Cellwise and Casewise Robust Covariance in High Dimensions
Fabio Centofanti, Mia Hubert, Peter J. Rousseeuw
TL;DR
This work tackles robust covariance estimation in high-dimensional data contaminated by both cellwise and casewise outliers, including missing values. It develops cellRCov, a covariance estimator built on a covariance decomposition $\boldsymbol\Sigma = \boldsymbol\Sigma_{X^k} + \boldsymbol\Sigma_{X^{\perp}}$, where a robust PCA-based step yields the principal subspace and a robustly imputed residual covariances are combined with ridge regularization for stability. The authors establish consistency and asymptotic normality, derive both casewise and cellwise influence functions, and demonstrate superior performance in simulations and real-data tasks such as anomaly detection and robust canonical correlation analysis (cellRCCA). The method offers a practical, scalable tool for robust multivariate analysis in high dimensions, with data-driven procedures to select the rank $k$ and the regularization parameter $\delta$. Overall, cellRCov enables reliable inference under complex contamination, expanding the toolkit for high-dimensional robust statistics.
Abstract
The sample covariance matrix is a cornerstone of multivariate statistics, but it is highly sensitive to outliers.

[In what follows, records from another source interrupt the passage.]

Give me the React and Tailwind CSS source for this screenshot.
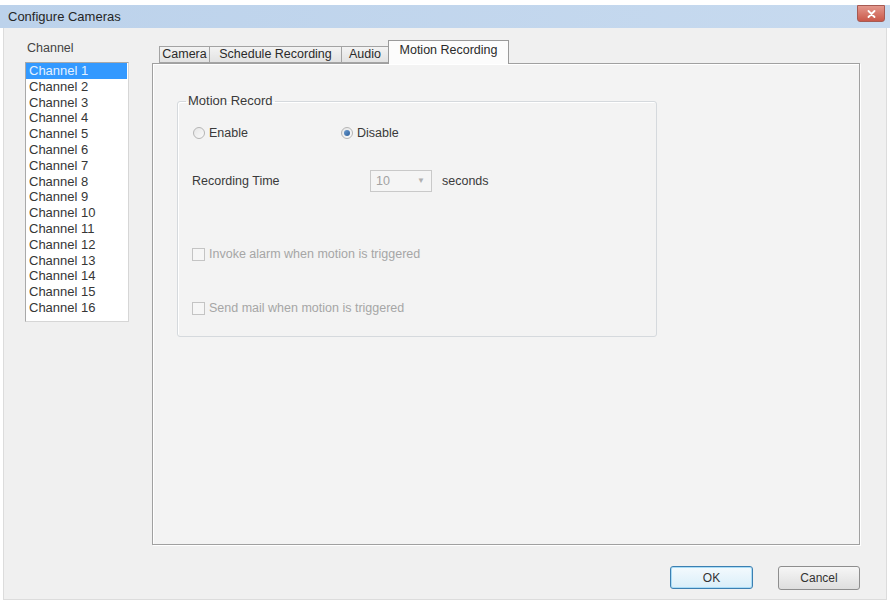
import { useState } from 'react';

const channels = Array.from({ length: 16 }, (_, i) => `Channel ${i + 1}`);

const tabs = [
  { label: 'Camera', width: 'w-[51px]' },
  { label: 'Schedule Recording', width: 'w-[133px]' },
  { label: 'Audio', width: 'w-[48px]' },
  { label: 'Motion Recording', width: 'w-[121px]' },
];

function Radio({ checked }) {
  return (
    <span className="w-[12px] h-[12px] rounded-full border border-[#b5b5b5] bg-gradient-to-br from-[#e6e6e6] to-[#fafafa] flex items-center justify-center shrink-0">
      {checked && <span className="w-[6px] h-[6px] rounded-full bg-gradient-to-br from-[#6a9bd0] to-[#2d5f9a]"></span>}
    </span>
  );
}

function Checkbox() {
  return <span className="w-[13px] h-[13px] border border-[#c4c4c4] bg-[#f6f6f6] shrink-0"></span>;
}

export default function App() {
  const [channel, setChannel] = useState(0);
  const [active, setActive] = useState(3);

  return (
    <div className="w-[890px] h-[604px] bg-white flex flex-col font-['Liberation_Sans',Arial,sans-serif] text-[#3a3a3a] overflow-hidden">
      {/* title bar */}
      <div className="mt-[5px] h-[23px] bg-gradient-to-r from-[#bcd2eb] to-[#c7daef] flex items-center pl-[8px] pr-[5px]">
        <span className="text-[13px] text-[#262626]">Configure Cameras</span>
        <button className="ml-auto self-start w-[28px] h-[17px] rounded-b-[3px] border border-[#a65a52] bg-gradient-to-b from-[#e3978c] to-[#c9584a] flex items-center justify-center">
          <svg width="9" height="8" viewBox="0 0 9 8">
            <path d="M1.5 1 L7.5 7 M7.5 1 L1.5 7" stroke="#fff" strokeWidth="1.8" strokeLinecap="round" />
          </svg>
        </button>
      </div>

      {/* window body */}
      <div className="flex-1 mx-[3px] mb-[4px] bg-[#f0f0f0] border-x border-b border-[#dcdcdc] flex pt-[12px] pl-[21px]">
        {/* channel list */}
        <div className="w-[104px] flex flex-col">
          <span className="ml-[2px] text-[12.5px] leading-[16px] text-[#444]">Channel</span>
          <ul className="mt-[6px] h-[260px] bg-white border border-[#a9a9a9] border-r-[#d6d6d6] border-b-[#d6d6d6] text-[13px] leading-[15.8px]">
            {channels.map((c, i) => (
              <li
                key={c}
                onClick={() => setChannel(i)}
                className={i === channel ? 'mr-px pl-[3px] bg-[#3399ff] text-[#e4f1ff]' : 'pl-[3px] text-[#363636]'}
              >
                {c}
              </li>
            ))}
          </ul>
        </div>

        {/* tab control */}
        <div className="ml-[23px] w-[708px] flex flex-col">
          <div className="h-[23px] flex items-end pl-[7px] relative z-10">
            {tabs.map((t, i) => (
              <button
                key={t.label}
                onClick={() => setActive(i)}
                className={
                  i === active
                    ? `${t.width} h-[24px] -mb-px -ml-px border border-b-0 border-[#9a9a9a] bg-[#fcfcfc] text-[12.5px] text-[#2a2a2a] pb-[4px]`
                    : `${t.width} h-[17px] -ml-px first:ml-0 border border-[#a3a3a3] bg-gradient-to-b from-[#f3f3f3] to-[#e2e2e2] text-[12.5px] leading-[15px] text-[#2a2a2a]`
                }
              >
                {t.label}
              </button>
            ))}
          </div>

          <div className="h-[482px] bg-[#f3f3f3] border border-[#a0a0a0] shadow-[inset_1px_1px_0_#fff,1px_1px_0_#fff] pl-[24px] pt-[29px]">
            <fieldset className="w-[480px] h-[244px] border border-[#d5d9dd] rounded-[3px] shadow-[inset_1px_1px_0_#fff] px-[8px]">
              <legend className="px-[2px] text-[13px] leading-[16px] text-[#3a3a3a]">Motion Record</legend>

              <div className="mt-[16px] ml-[7px] flex items-center h-[16px] text-[12.5px]">
                <label className="w-[148px] flex items-center gap-[4px]">
                  <Radio />
                  Enable
                </label>
                <label className="flex items-center gap-[4px]">
                  <Radio checked />
                  Disable
                </label>
              </div>

              <div className="mt-[29px] ml-[6px] flex items-center h-[22px] text-[12.5px]">
                <span className="w-[178px]">Recording Time</span>
                <div className="w-[62px] h-[22px] border border-[#c9c9c9] bg-[#f5f5f5] flex items-center pl-[5px] pr-[6px] text-[#a3a3a3]">
                  <span>10</span>
                  <span className="ml-auto text-[8px] text-[#b0b0b0]">▼</span>
                </div>
                <span className="ml-[10px]">seconds</span>
              </div>

              <label className="mt-[54px] ml-[6px] flex items-center gap-[4px] h-[16px] text-[12.5px] text-[#a6a6a6]">
                <Checkbox />
                Invoke alarm when motion is triggered
              </label>

              <label className="mt-[38px] ml-[6px] flex items-center gap-[4px] h-[16px] text-[12.5px] text-[#a6a6a6]">
                <Checkbox />
                Send mail when motion is triggered
              </label>
            </fieldset>
          </div>

          <div className="mt-[21px] flex justify-end gap-[25px]">
            <button className="w-[83px] h-[23px] rounded-[3px] border border-[#3c7fb1] bg-gradient-to-b from-[#f4fafd] to-[#d9eef9] shadow-[inset_0_0_0_1px_#a9dcf6] text-[12px] text-[#333]">
              OK
            </button>
            <button className="w-[82px] h-[24px] rounded-[3px] border border-[#8e8e8e] bg-gradient-to-b from-[#f6f6f6] to-[#dedede] text-[12px] text-[#333]">
              Cancel
            </button>
          </div>
        </div>
      </div>
    </div>
  );
}
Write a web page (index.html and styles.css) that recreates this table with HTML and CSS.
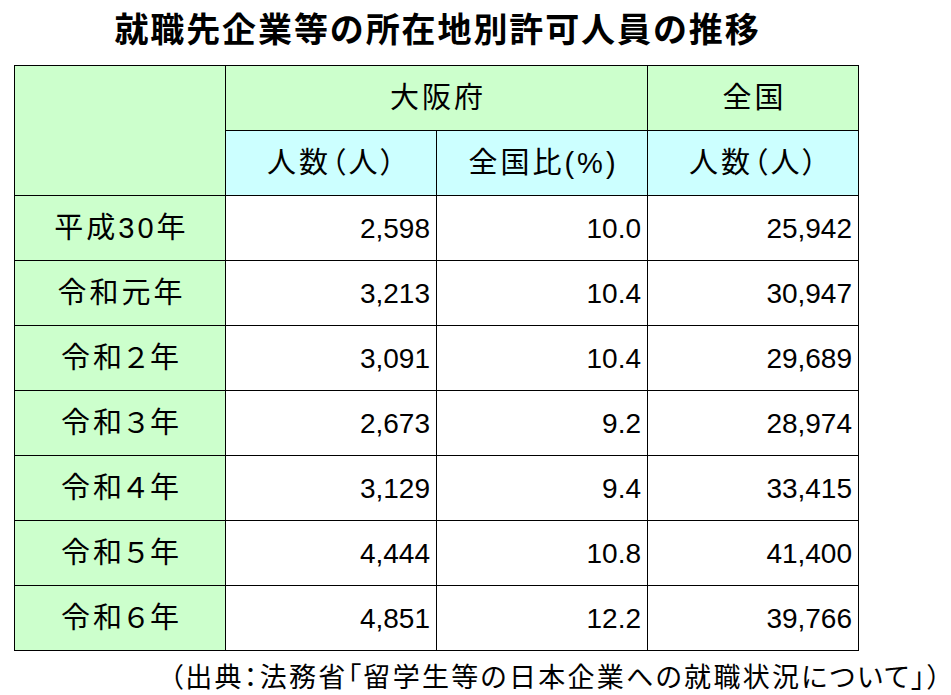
FILE: index.html
```html
<!DOCTYPE html>
<html lang="ja">
<head>
<meta charset="utf-8">
<link rel="stylesheet" href="styles.css">
</head>
<body>
<div class="page">
  <h1 class="title">就職先企業等の所在地別許可人員の推移</h1>
  <table class="data">
    <colgroup><col class="c"><col class="c"><col class="c"><col class="c"></colgroup>
    <thead>
      <tr>
        <th class="green corner" rowspan="2"></th>
        <th class="green lbl" colspan="2">大阪府</th>
        <th class="green lbl">全国</th>
      </tr>
      <tr>
        <th class="cyan lbl">人数（人）</th>
        <th class="cyan lbl">全国比(%)</th>
        <th class="cyan lbl">人数（人）</th>
      </tr>
    </thead>
    <tbody>
      <tr><th class="green lbl">平成30年</th><td>2,598</td><td>10.0</td><td>25,942</td></tr>
      <tr><th class="green lbl">令和元年</th><td>3,213</td><td>10.4</td><td>30,947</td></tr>
      <tr><th class="green lbl">令和２年</th><td>3,091</td><td>10.4</td><td>29,689</td></tr>
      <tr><th class="green lbl">令和３年</th><td>2,673</td><td>9.2</td><td>28,974</td></tr>
      <tr><th class="green lbl">令和４年</th><td>3,129</td><td>9.4</td><td>33,415</td></tr>
      <tr><th class="green lbl">令和５年</th><td>4,444</td><td>10.8</td><td>41,400</td></tr>
      <tr><th class="green lbl">令和６年</th><td>4,851</td><td>12.2</td><td>39,766</td></tr>
    </tbody>
  </table>
  <p class="source">（出典：法務省「留学生等の日本企業への就職状況について」）</p>
</div>
</body>
</html>
```

FILE: styles.css
```css
html, body {
  margin: 0;
  padding: 0;
  background: #ffffff;
}

.page {
  width: 951px;
  height: 695px;
  overflow: hidden;
  font-family: "Liberation Sans", "Noto Sans CJK JP", sans-serif;
  color: #000;
}

.title {
  margin: 0;
  width: 845px;
  margin-left: 14px;
  height: 65px;
  line-height: 56px;
  text-align: center;
  font-family: "Noto Sans CJK JP", sans-serif;
  font-weight: 700;
  font-size: 34px;
  letter-spacing: 1.9px;
  text-indent: 2px;
  white-space: nowrap;
}

.data {
  margin-left: 14px;
  border-collapse: collapse;
  table-layout: fixed;
  width: 845px;
}

.data .c {
  width: 211px;
}

.data tr {
  height: 65px;
}

.data th,
.data td {
  border: 1px solid #000;
  padding: 0;
  vertical-align: middle;
  font-size: 28px;
  font-weight: 400;
  line-height: 1;
}

.data td {
  text-align: right;
  padding-right: 6px;
  padding-top: 2px;
  background: #fff;
}

.data .lbl {
  text-align: center;
  font-size: 29px;
  letter-spacing: 3px;
  padding-left: 3px;
  font-feature-settings: "palt" 1;
}

.green {
  background: #ccffcc;
}

.cyan {
  background: #ccffff;
}

.source {
  margin: 0;
  height: 44px;
  line-height: 50px;
  text-align: right;
  padding-right: 8px;
  font-family: "Noto Sans CJK JP", sans-serif;
  font-size: 27px;
  letter-spacing: 2.3px;
  white-space: nowrap;
  font-feature-settings: "palt" 1;
}
```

These can be casewise outliers, such as cases belonging to a different population, or cellwise outliers, which are deviating cells (entries) of the data matrix. Recently some robust covariance estimators have been developed that can handle both types of outliers, but their computation is only feasible up to at most 20 dimensions. To remedy this we propose the cellRCov method, a robust covariance estimator that simultaneously handles casewise outliers, cellwise outliers, and missing data. It relies on a decomposition of the covariance on principal and orthogonal subspaces, leveraging recent work on robust PCA. It also employs a ridge-type regularization to stabilize the estimated covariance matrix. We establish some theoretical properties of cellRCov, including its casewise and cellwise influence functions as well as consistency and asymptotic normality. A simulation study demonstrates the superior performance of cellRCov in contaminated and missing data scenarios. Furthermore, its practical utility is illustrated in a real-world application to anomaly detection. We also construct and illustrate the cellRCCA method for robust and regularized canonical correlation analysis.